Una fiaba contro il potere
Orwell scrisse questo racconto in primo luogo come una satira della Rivoluzione russa. Questo è sottolineato dalle caratteristiche dei personaggi che, di volta in volta, richiamano massimi esponenti della politica sovietica. Anche alcune frasi dette dagli animali si rifanno a slogan dell’epoca; la stessa ribellione degli animali al padrone allude alla Rivoluzione d’Ottobre del 1917.
Questa forte caratterizzazione russa (“contre Stalin”) fece si che molti editori, nell’Inghilterra russofila del tempo, rifiutarono di pubblicare il racconto, per paura dell’opinione pubblica. Solo nel 1972, quasi trent’anni dopo, la novella è stata pubblicata in una nota rivista inglese.
Fin dalle prime righe, però, appare chiaro come la vicenda degli animali ribelli sia assolutamente estensibile a tutte le situazioni di tirannia simili.
Lo scrittore, invero, in ogni sua opera sottolinea che l’unico grande nemico è il totalitarismo, qualsiasi forma esso possa prendere. Non smette mai di rimarcare che la vera minaccia del mondo occidentale, dagli anni trenta in poi, proveniva dal totalitarismo, non solo dal fascismo.
“Il peccato di tutti quelli che stavano a sinistra, dal 1933 in poi, è stato quello di voler essere antifascisti senza essere antitotalitari”.
Malgrado, dunque, la qualificazione di “fiaba”, la novella di Orwell tocca temi importanti, difficili e mai superati.
Non è un racconto per bambini, bensì per “tutti quegli adulti capaci di provare meraviglia, e che dell’infanzia conservano l’entusiasmo e l’autenticità ma anche, forte, il senso di ingiustizia provato ogni volta che sono stati di fronte a un sopruso o a una prevaricazione” (dal commento all’opera di Franca Cavagnoli).
Leggete questo libro.
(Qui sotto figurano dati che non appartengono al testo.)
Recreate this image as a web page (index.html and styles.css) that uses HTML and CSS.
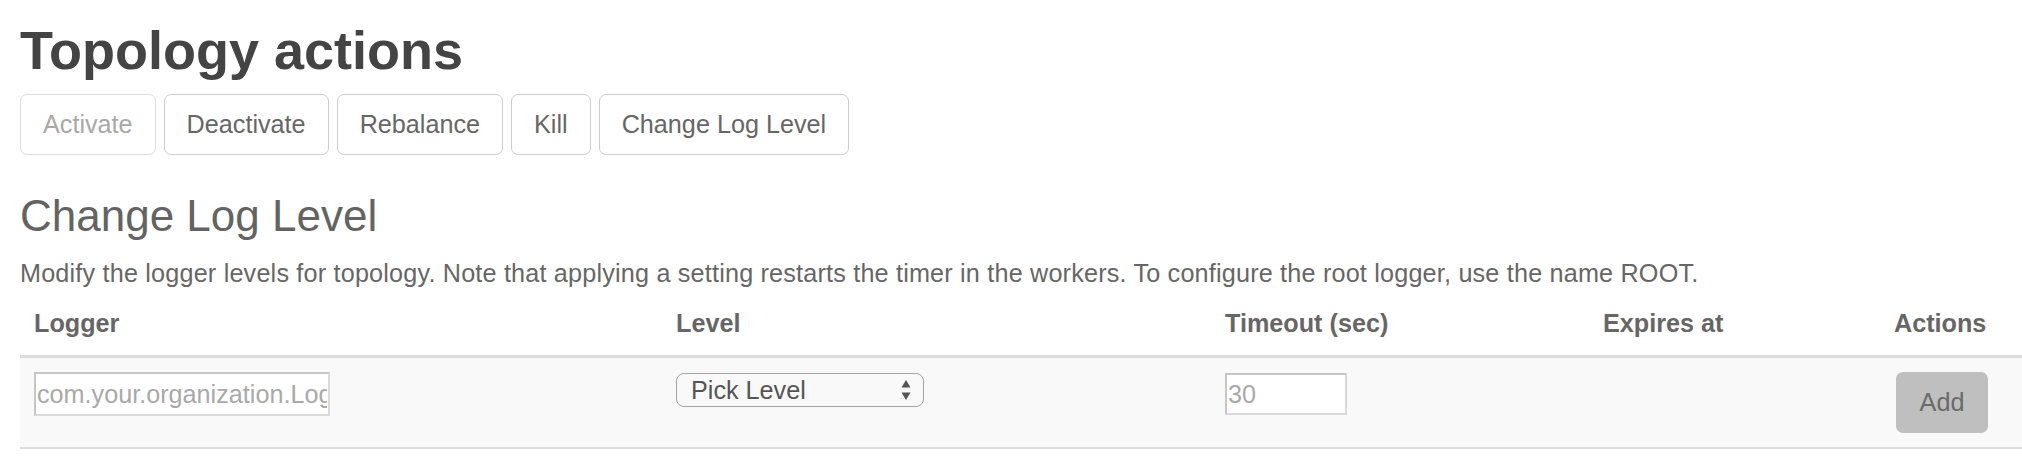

Prima del voto, prima di ogni compromesso col potere, leggete questo libro. Farà male come fa male ogni volta ascoltare verità scomode.
Proprio a monito di questo sulla sede della Bbc, a Londra, oggi campeggia a caratteri cubitali l’insegnamento primo di Orwell.
“Se la parola libertà significa qualcosa, significa il diritto di dire alla gente ciò che non vuole sentire”.